Construing section 112 to contain a separate written description requirement beyond enablement and best mode creates confusion as to where the public and the courts should look to determine the scope of the patentee’s right to exclude. Under the panel’s analysis, a court looks to the written description to determine the parameters of the patentee’s invention — under guidelines yet to be articulated — and then determines if the claims, as properly construed, exceed those parameters. See Univ. of Rochester v. G.D. Searle & Co., 358 F.3d 916, 922-23 (Fed.Cir.2004) (“While it is true that this court and its predecessor have repeatedly held that claimed subject matter ‘need not be described in haec verba’ in the specification to satisfy the written description requirement, it is also true that the requirement must still be met in some way so as to ‘describe the claimed invention so that one skilled in the art can recognize what is claimed.’ ” (citations omitted)). There is simply no reason to interpret section 112 to require applicants for patent to set forth the metes and bounds of the claimed invention in two separate places in the appli*1327cation. That is the exclusive function of the claims.

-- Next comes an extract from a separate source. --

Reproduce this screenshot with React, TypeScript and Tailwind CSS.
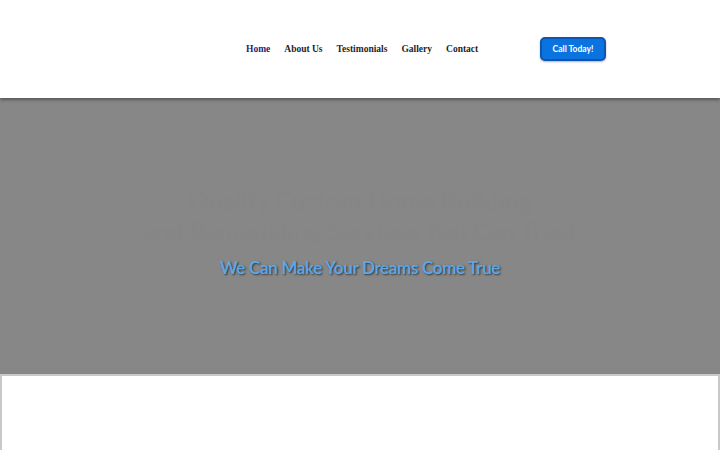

The burden of Lilly and Enzo has fallen on the biotech industry disproportionately, but, as this decision makes clear, the new-found written description requirement will affect all fields of emerging technology. Univ. of Rochester, 358 F.3d at 925 (rejecting a limitation of the Lilly written description doctrine to genetic inventions on the ground that “the statute applies to all types of inventions”). When patent attorneys set out to write patent applications, they do so for an educated audience— those skilled in the art — and attempt to describe the invention in a way that enables those of ordinary skill to make and use the invention as claimed. Before the decision in Lilly, the practicing bar had accepted and found workable the notion elucidated in our precedent that § 112 requires a written description sufficient to enable one of ordinary skill in the art to make and use the claimed invention — i.e., enablement. Lilly changed the landscape and set in motion the debate the panel opinion in this case perpetuates.
As I commented in my dissent from the court’s decision not to hear the Enzo case en banc, “Some have praised Lilly for maintaining the integrity of patent disclosures and for curbing patent filings for inventions that have not yet been made but are just nascent ideas. Others have been sharply critical of Lilly.” Enzo Biochem, Inc. v. Gen-Probe Inc., 323 F.3d 956, 989 (Fed.Cir.2002) (Linn, J., dissenting). That debate continues to leave uncertain how inventions are protected, how the United States Patent and Trademark Office discharges its responsibilities, and how business is conducted in emerging fields of law. These uncertainties will remain unless resolved by this court en banc or by the Supreme Court. The issue is important, is ripe for consideration, and deserves to be clarified, one way or the other. For these reasons, I respectfully dissent from the court’s refusal to consider this case en banc.